David Levi-Faur and Reimut Zohlnhöfer are putting together a panel on the “Regulatory State after the Crisis” for the Seventh Biennial Conference of the ECPR Standing Group on Regulatory Governance, to be organized at the University of Lausanne, Switzerland, from 4-6 July 2018. You’ll find the panel proposal below. If you would like to submit a paper for that panel, please send an abstract to reimut.zohlnhoefer@ipw.uni-heidelberg.de until 1 December 2017.

 

The Regulatory State after the Crisis

From the 1980s until the financial crisis began in 2007, liberalization and regulation-for-competition were the dominant economic policy paradigm.

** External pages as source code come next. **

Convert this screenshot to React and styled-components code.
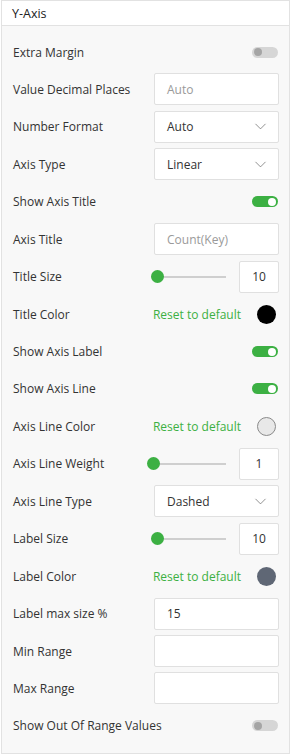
import React from "react";
import styled, { createGlobalStyle } from "styled-components";
import { ChevronDown } from "lucide-react";

const GlobalStyle = createGlobalStyle`
  body {
    margin: 0;
    background: #ffffff;
    font-family: "Open Sans", "Liberation Sans", sans-serif;
  }
`;

const Panel = styled.div`
  width: 289px;
  margin-left: 1px;
  border: 1px solid #e2e2e2;
  box-sizing: border-box;
  background: #f8f8f8;
`;

const Header = styled.div`
  height: 25px;
  display: flex;
  align-items: center;
  padding-left: 10px;
  background: #ffffff;
  border-bottom: 1px solid #e2e2e2;
  font-size: 12.5px;
  color: #222;
  box-sizing: border-box;
`;

const Body = styled.div`
  display: flex;
  flex-direction: column;
  gap: 5.45px;
  padding: 10px 10px 11px 11px;
`;

const Row = styled.div`
  height: 32px;
  display: flex;
  align-items: center;
  justify-content: space-between;
`;

const Label = styled.span`
  font-size: 12px;
  color: #333;
`;

const Field = styled.div`
  width: 125px;
  height: 32px;
  box-sizing: border-box;
  border: 1px solid #e0e0e0;
  border-radius: 2px;
  background: #ffffff;
  display: flex;
  align-items: center;
  justify-content: space-between;
  padding: 0 8px 0 12px;
  font-size: 12px;
  color: ${({ $placeholder }) => ($placeholder ? "#9a9a9a" : "#333")};
`;

const Toggle = styled.div`
  width: 26px;
  height: 11px;
  border-radius: 6px;
  background: ${({ $on }) => ($on ? "#3cb043" : "#d6d6d6")};
  position: relative;
  margin-right: 1px;

  &::after {
    content: "";
    position: absolute;
    top: 1.5px;
    ${({ $on }) => ($on ? "right: 2px;" : "left: 2px;")}
    width: 8px;
    height: 8px;
    border-radius: 50%;
    background: ${({ $on }) => ($on ? "#ffffff" : "#a5a5a5")};
  }
`;

const SliderGroup = styled.div`
  display: flex;
  align-items: center;
  gap: 13px;
`;

const Track = styled.div`
  width: 75px;
  height: 2px;
  background: #cfcfcf;
  position: relative;
`;

const Thumb = styled.div`
  position: absolute;
  left: 0;
  top: -6px;
  width: 13px;
  height: 13px;
  border-radius: 50%;
  background: #3cb043;
`;

const NumberBox = styled.div`
  width: 40px;
  height: 32px;
  box-sizing: border-box;
  border: 1px solid #e0e0e0;
  border-radius: 2px;
  background: #ffffff;
  display: flex;
  align-items: center;
  justify-content: center;
  font-size: 12px;
  color: #333;
`;

const ColorGroup = styled.div`
  display: flex;
  align-items: center;
  gap: 16px;
  padding-right: 3px;
`;

const ResetLink = styled.span`
  font-size: 12px;
  color: #3cb043;
  cursor: pointer;
`;

const Swatch = styled.div`
  width: 19px;
  height: 19px;
  border-radius: 50%;
  box-sizing: border-box;
  background: ${({ $color }) => $color};
  border: 1px solid ${({ $border }) => $border || "transparent"};
`;

const rows = [
  { label: "Extra Margin", type: "toggle", on: false },
  { label: "Value Decimal Places", type: "input", value: "Auto", placeholder: true },
  { label: "Number Format", type: "select", value: "Auto" },
  { label: "Axis Type", type: "select", value: "Linear" },
  { label: "Show Axis Title", type: "toggle", on: true },
  { label: "Axis Title", type: "input", value: "Count(Key)", placeholder: true },
  { label: "Title Size", type: "slider", value: "10" },
  { label: "Title Color", type: "color", color: "#000000" },
  { label: "Show Axis Label", type: "toggle", on: true },
  { label: "Show Axis Line", type: "toggle", on: true },
  { label: "Axis Line Color", type: "color", color: "#e8e8e8", border: "#8a8a8a" },
  { label: "Axis Line Weight", type: "slider", value: "1", offset: -4 },
  { label: "Axis Line Type", type: "select", value: "Dashed" },
  { label: "Label Size", type: "slider", value: "10" },
  { label: "Label Color", type: "color", color: "#5f6775" },
  { label: "Label max size %", type: "input", value: "15" },
  { label: "Min Range", type: "input", value: "" },
  { label: "Max Range", type: "input", value: "" },
  { label: "Show Out Of Range Values", type: "toggle", on: false },
];

const Control = ({ row }) => {
  switch (row.type) {
    case "toggle":
      return <Toggle $on={row.on} />;
    case "input":
      return <Field $placeholder={row.placeholder}>{row.value}</Field>;
    case "select":
      return (
        <Field>
          {row.value}
          <ChevronDown size={19} strokeWidth={0.9} color="#666" />
        </Field>
      );
    case "slider":
      return (
        <SliderGroup>
          <Track>
            <Thumb style={{ left: row.offset || 0 }} />
          </Track>
          <NumberBox>{row.value}</NumberBox>
        </SliderGroup>
      );
    case "color":
      return (
        <ColorGroup>
          <ResetLink>Reset to default</ResetLink>
          <Swatch $color={row.color} $border={row.border} />
        </ColorGroup>
      );
    default:
      return null;
  }
};

const App = () => {
  return (
    <>
      <GlobalStyle />
      <Panel>
        <Header>Y-Axis</Header>
        <Body>
          {rows.map((row) => (
            <Row key={row.label}>
              <Label>{row.label}</Label>
              <Control row={row} />
            </Row>
          ))}
        </Body>
      </Panel>
    </>
  );
};

export default App;
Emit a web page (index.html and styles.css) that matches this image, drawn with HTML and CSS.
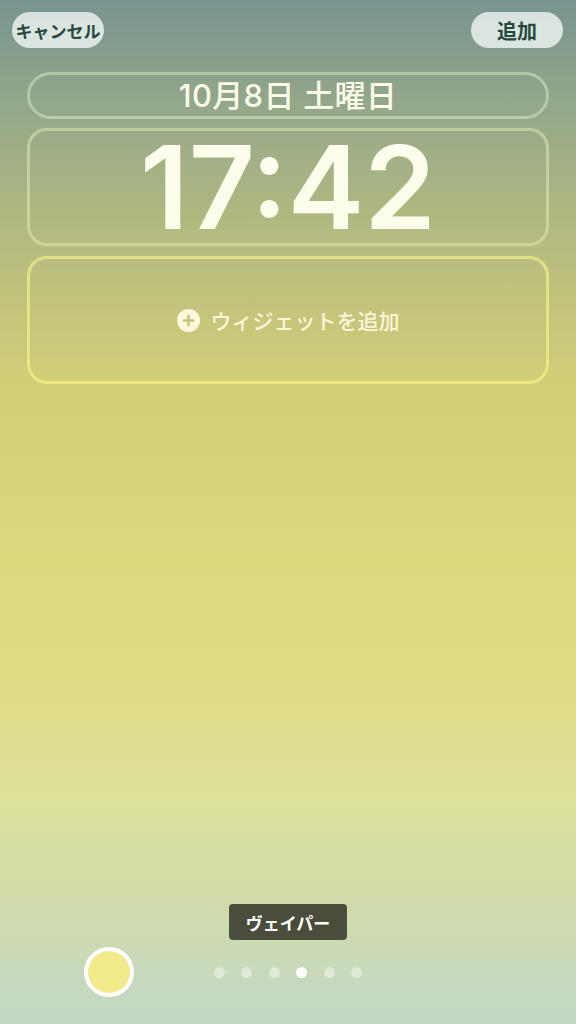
FILE: index.html
```html
<!DOCTYPE html>
<html lang="ja">
<head>
    <meta charset="utf-8">
    <title>ロック画面</title>
    <link rel="stylesheet" href="styles.css">
</head>
<body>
    <div class="screen">
        <!-- top bar -->
        <div class="topbar">
            <button class="pill pill-cancel">キャンセル</button>
            <button class="pill pill-add">追加</button>
        </div>

        <div class="slot slot-date">10月8日 土曜日</div>
        <div class="slot slot-time">17:42</div>
        <div class="slot slot-widget">
            <svg class="plus" width="23" height="23" viewBox="0 0 22 22">
                <circle cx="11" cy="11" r="11" fill="#fbf8dc"/>
                <path d="M11 6.5v9M6.5 11h9" stroke="#c4c27c" stroke-width="2.4" stroke-linecap="round"/>
            </svg>
            <span>ウィジェットを追加</span>
        </div>

        <div class="spacer"></div>

        <!-- bottom -->
        <div class="tip-wrap">
            <div class="tip">ヴェイパー</div>
        </div>
        <div class="bottom-row">
            <div class="swatch-cell">
                <div class="swatch"></div>
            </div>
            <div class="dots">
                <span class="dot"></span>
                <span class="dot"></span>
                <span class="dot"></span>
                <span class="dot active"></span>
                <span class="dot"></span>
                <span class="dot"></span>
            </div>
            <div></div>
        </div>
    </div>
</body>
</html>
```
FILE: styles.css
```css
html, body {
    margin: 0;
    padding: 0;
}
body {
    font-family: Inter, "Noto Sans CJK JP", sans-serif;
}
.screen {
    width: 576px;
    height: 1024px;
    display: flex;
    flex-direction: column;
    background: linear-gradient(to bottom,
        #789490 0px,
        #9aac88 130px,
        #b8bc7e 250px,
        #d3cf78 390px,
        #dcd87c 560px,
        #dfdc88 700px,
        #dee29c 800px,
        #d1dbaa 900px,
        #c2d8c6 1024px);
    box-sizing: border-box;
}
.topbar {
    display: flex;
    justify-content: space-between;
    padding: 12px 13px 0 12px;
}
.pill {
    height: 36px;
    width: 92px;
    border: none;
    border-radius: 18px;
    background: rgba(238, 245, 242, 0.82);
    color: #264a3e;
    font-family: "Noto Sans CJK JP", sans-serif;
    font-weight: bold;
    padding: 0;
}
.pill-cancel {
    font-size: 17px;
}
.pill-add {
    font-size: 20px;
}
.slot {
    margin: 0 27px;
    border: 3px solid rgba(235, 245, 200, 0.45);
    box-sizing: border-box;
    color: #fbfbe8;
    display: flex;
    align-items: center;
    justify-content: center;
}
.slot-date {
    margin-top: 24px;
    height: 47px;
    padding-bottom: 4px;
    border-radius: 24px;
    font-size: 31px;
    font-weight: 500;
    letter-spacing: 0.3px;
    border-color: rgba(220, 238, 200, 0.5);
}
.slot-time {
    margin-top: 9px;
    height: 118px;
    border-radius: 20px;
    font-size: 115px;
    font-weight: 600;
    line-height: 1;
    color: #fdfdec;
    border-color: rgba(240, 245, 190, 0.45);
}
.slot-widget {
    margin-top: 10px;
    height: 128px;
    border-radius: 20px;
    border-color: rgba(250, 248, 140, 0.6);
    font-family: "Noto Sans CJK JP", sans-serif;
    font-size: 21px;
    font-weight: 500;
    color: #faf6d6;
    gap: 11px;
}
.plus {
    display: block;
}
.spacer {
    flex: 1;
}
.tip-wrap {
    display: flex;
    justify-content: center;
}
.tip {
    background: #4a4d3b;
    color: #ffffff;
    border-radius: 4px;
    width: 118px;
    height: 36px;
    display: flex;
    align-items: center;
    justify-content: center;
    font-family: "Noto Sans CJK JP", sans-serif;
    font-weight: bold;
    font-size: 17px;
}
.bottom-row {
    display: grid;
    grid-template-columns: 1fr auto 1fr;
    align-items: center;
    margin-top: 7px;
    margin-bottom: 27px;
}
.swatch-cell {
    padding-left: 84px;
}
.swatch {
    width: 50px;
    height: 50px;
    box-sizing: border-box;
    border-radius: 50%;
    border: 4px solid #ffffff;
    background: #f1e98a;
}
.dots {
    display: flex;
    gap: 16.6px;
}
.dot {
    width: 11px;
    height: 11px;
    border-radius: 50%;
    background: rgba(255, 255, 255, 0.42);
}
.dot.active {
    background: #ffffff;
}
```
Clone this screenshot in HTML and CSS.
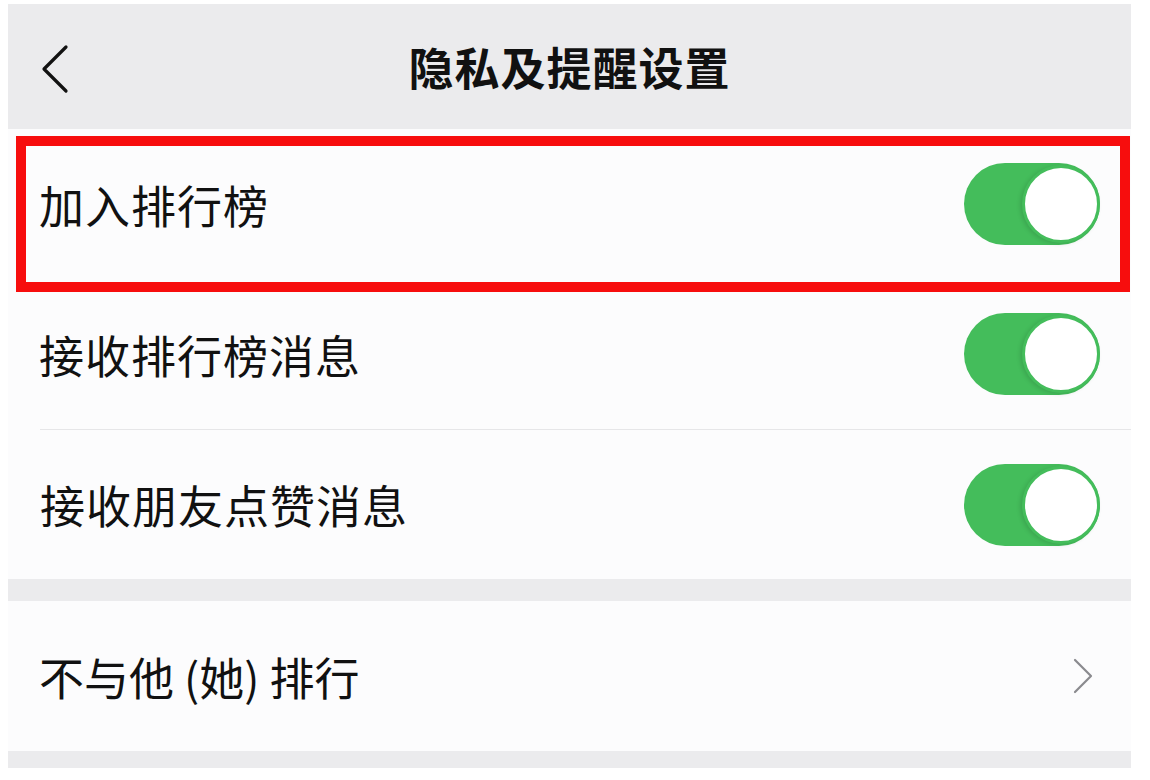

Markets were de/re/regulated, state-owned enterprises privatized and government spending curbed. 10 years after the crisis began, it seems worth taking stock of the empirical developments of the last decade: Has the financial crisis and the great recession that followed it put an end to the liberalization trend? Has the regulatory state been strengthened? Or has the crisis only been a hiccup without any lasting impact on the liberalization process? Questions like these will be discussed in our panel. We are looking for empirical accounts of changes in regulation and government intervention more generally in the last decade. We are both interested in quantitative work and case studies and welcome contributions on developed or developing countries.